P&G picks IBM in $400m HR outsourcing deal

Consumer products maker Procter & Gamble has signed a 10-year, $400m (£249m) employee services outsourcing deal with IBM.

Consumer products maker Procter & Gamble has signed a 10-year, $400m (£249m) employee services outsourcing deal with IBM.

IBM said it will provide payroll processing, benefits administration, travel and expense management, and other human resources services to some 98,000 worldwide employees of P&G under the contract. The services will be provided through P&G's existing SAP software and employee web portal. 

About 800 P&G employees will be offered jobs with IBM's Business Consulting Services division under the deal. There will be no layoffs. 

The contract is scheduled to begin 1 January, when IBM will take operational responsibility for three P&G service delivery centres in Costa Rica,  Newcastle, and Manila, as well as other staff members in more than 25 other countries.
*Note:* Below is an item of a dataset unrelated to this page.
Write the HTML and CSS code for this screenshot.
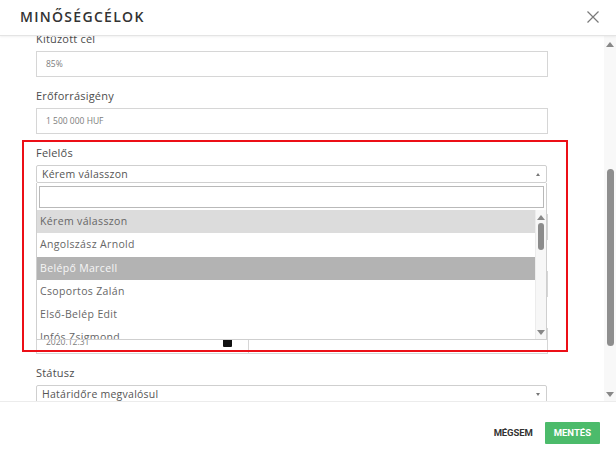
FILE: index.html
```html
<!DOCTYPE html>
<html lang="hu">
<head>
<meta charset="utf-8">
<title>Minőségcélok</title>
<link rel="stylesheet" href="styles.css">
</head>
<body>
<div class="modal">
  <header class="head">
    <h1 class="title">MINŐSÉGCÉLOK</h1>
    <span class="close" aria-label="Bezárás">
      <svg width="12" height="12" viewBox="0 0 12 12"><path d="M0.5 0.5 L11.5 11.5 M11.5 0.5 L0.5 11.5" stroke="#7a7a7a" stroke-width="1.2" fill="none"/></svg>
    </span>
  </header>

  <div class="body">
    <div class="scroll">
      <div class="content">
        <div class="group">
          <div class="label">Kitűzött cél</div>
          <div class="input">85%</div>
        </div>
        <div class="group">
          <div class="label">Erőforrásigény</div>
          <div class="input">1 500 000 HUF</div>
        </div>
        <div class="group felelos">
          <div class="label">Felelős</div>
          <div class="select">Kérem válasszon<span class="caret up"></span></div>
          <div class="dropdown">
            <div class="search"><div class="search-box"></div></div>
            <div class="list">
              <div class="items">
                <div class="item hover">Kérem válasszon</div>
                <div class="item">Angolszász Arnold</div>
                <div class="item selected">Belépő Marcell</div>
                <div class="item">Csoportos Zalán</div>
                <div class="item">Első-Belép Edit</div>
                <div class="item">Infós Zsigmond</div>
              </div>
              <div class="mini-bar">
                <span class="arrow up-a"></span>
                <span class="mini-thumb"></span>
                <span class="arrow down-a"></span>
              </div>
            </div>
          </div>
        </div>
        <div class="group">
          <div class="label">Mérőszám</div>
          <div class="input">%</div>
        </div>
        <div class="group">
          <div class="label">Megjegyzés</div>
          <div class="input"></div>
        </div>
        <div class="group">
          <div class="label">Határidő</div>
          <div class="row">
            <div class="input date">2020.12.31
              <svg class="cal" width="9" height="9" viewBox="0 0 9 9"><rect x="0" y="1" width="9" height="8" rx="1" fill="#111"/></svg>
            </div>
            <div class="input date2"></div>
          </div>
        </div>
        <div class="group">
          <div class="label">Státusz</div>
          <div class="select">Határidőre megvalósul<span class="caret down"></span></div>
        </div>
        <div class="group">
          <div class="label">Kapcsolódó folyamat</div>
          <div class="input"></div>
        </div>
      </div>
      <div class="highlight"></div>
    </div>
    <div class="vbar">
      <span class="arrow up-a"></span>
      <span class="vthumb"></span>
      <span class="arrow down-a"></span>
    </div>
  </div>

  <footer class="foot">
    <span class="btn-text">MÉGSEM</span>
    <span class="btn-save">MENTÉS</span>
  </footer>
</div>
</body>
</html>
```

FILE: styles.css
```css
* { box-sizing: border-box; }
html, body { margin: 0; padding: 0; }
body {
  width: 616px;
  height: 453px;
  overflow: hidden;
  background: #fff;
  font-family: "Open Sans", "DejaVu Sans", sans-serif;
}
.modal {
  width: 616px;
  height: 453px;
  display: flex;
  flex-direction: column;
  background: #fff;
}
.head {
  height: 36px;
  flex: none;
  display: flex;
  align-items: center;
  justify-content: space-between;
  padding: 0 17px 2px 20px;
  border-bottom: 1px solid #e4e4e4;
  box-shadow: 0 1px 2px rgba(0,0,0,0.06);
  position: relative;
  z-index: 2;
}
.title {
  margin: 0;
  font-size: 14px;
  font-weight: 600;
  letter-spacing: 1.3px;
  color: #333;
}
.close { display: flex; }

.body {
  flex: 1;
  display: flex;
  min-height: 0;
}
.scroll {
  flex: 1;
  overflow: hidden;
  position: relative;
}
.content {
  margin-top: -4px;
  padding: 0 56px 0 36px;
}
.group + .group { margin-top: 12px; }
.label {
  font-size: 11px;
  line-height: 14px;
  height: 14px;
  color: #4d4d4d;
  margin-bottom: 5px;
  letter-spacing: 0.2px;
}
.input {
  height: 26px;
  border: 1px solid #d6d6d6;
  padding-left: 9px;
  font-size: 8.5px;
  line-height: 24px;
  color: #7d7d7d;
  background: #fff;
}
.select {
  height: 18px;
  margin-right: 1px;
  border: 1px solid #cfcfcf;
  border-radius: 2px;
  padding-left: 5px;
  font-size: 10.5px;
  line-height: 16px;
  color: #555;
  letter-spacing: 0.25px;
  position: relative;
}
.caret {
  position: absolute;
  right: 6px;
  top: 7px;
  width: 0;
  height: 0;
  border-left: 2.5px solid transparent;
  border-right: 2.5px solid transparent;
}
.caret.up { border-bottom: 3px solid #777; }
.caret.down { border-top: 3px solid #777; }

.felelos { position: relative; }
.dropdown {
  position: absolute;
  left: 0;
  right: 1px;
  top: 37px;
  height: 157px;
  background: #fff;
  border: 1px solid #cfcfcf;
  border-top: none;
  z-index: 3;
  display: flex;
  flex-direction: column;
}
.search { padding: 3px 2px 2px 2px; }
.search-box {
  height: 22px;
  border: 1px solid #b9b9b9;
  background: #fff;
}
.list {
  flex: 1;
  display: flex;
  min-height: 0;
  overflow: hidden;
}
.items { flex: 1; overflow: hidden; }
.item {
  height: 23.3px;
  line-height: 23px;
  padding-left: 3px;
  font-size: 10.5px;
  color: #666;
  letter-spacing: 0.35px;
}
.item.hover { background: #dcdcdc; }
.item.selected { background: #b3b3b3; color: #f6f6f6; }
.mini-bar {
  width: 11px;
  flex: none;
  background: #f7f7f7;
  border-left: 1px solid #ececec;
  display: flex;
  flex-direction: column;
  align-items: center;
  padding: 5px 0 4px;
}
.mini-thumb {
  width: 6px;
  height: 27px;
  border-radius: 3px;
  background: #8c8c8c;
  margin-top: 3px;
}
.mini-bar .down-a { margin-top: auto; }
.arrow {
  width: 0;
  height: 0;
  border-left: 4px solid transparent;
  border-right: 4px solid transparent;
}
.arrow.up-a { border-bottom: 5px solid #888; }
.arrow.down-a { border-top: 5px solid #888; }

.row { display: flex; }
.date { width: 213px; flex: none; position: relative; padding-top: 1px; }
.date .cal { position: absolute; left: 186px; top: 9px; }
.date2 { flex: 1; border-left: none; }

.highlight {
  position: absolute;
  left: 22px;
  top: 104px;
  width: 546px;
  height: 212px;
  border: 2.5px solid #ec0f17;
  z-index: 4;
  pointer-events: none;
}

.vbar {
  width: 12px;
  flex: none;
  background: #f8f8f8;
  display: flex;
  flex-direction: column;
  align-items: center;
  padding: 6px 0 4px;
}
.vthumb {
  width: 7px;
  height: 177px;
  border-radius: 4px;
  background: #8e8e8e;
  margin-top: 122px;
}
.vbar .down-a { margin-top: auto; }

.foot {
  height: 52px;
  flex: none;
  border-top: 1px solid #ececec;
  display: flex;
  justify-content: flex-end;
  align-items: flex-start;
  padding: 20px 16px 0 0;
  gap: 12px;
  position: relative;
  z-index: 2;
  background: #fff;
}
.btn-text {
  font-family: "Roboto", "Open Sans", sans-serif;
  font-weight: 700;
  font-size: 9.5px;
  line-height: 22px;
  color: #333;
  letter-spacing: -0.1px;
}
.btn-save {
  height: 22px;
  line-height: 22px;
  padding: 0 9px;
  background: #4cbb6b;
  color: #fff;
  font-family: "Roboto", "Open Sans", sans-serif;
  font-weight: 700;
  font-size: 9.5px;
  border-radius: 1px;
}
```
The workers will be integrated into IBM's existing global network of Business Transformation Outsourcing service centres. 

The deal is the third of four that P&G has planned for its operations. In May, P&G signed a 10-year, $3bn IT services outsourcing contract with Hewlett-Packard, and in June, the company signed a five-year, $700m facilities management outsourcing deal with real estate management business Jones Lang LaSalle. 

Damon Jones, a P&G spokesman, said the deals will help the company reduce costs and increase the level of services by working with companies that specialise in different areas. "It gives us access to a greater pool of innovation," Jones said. 

The fourth outsourcing component will come next year when P&G will hire a suplpier to take on its accounts payable and purchase order management. 

Last year, P&G was in a series of negotiations with several companies, including Electronic Data Systems, to outsource much of its IT operations. Eventually, it chose to end talks with a single supplier and look at a multisupplier approach to its outsourcing.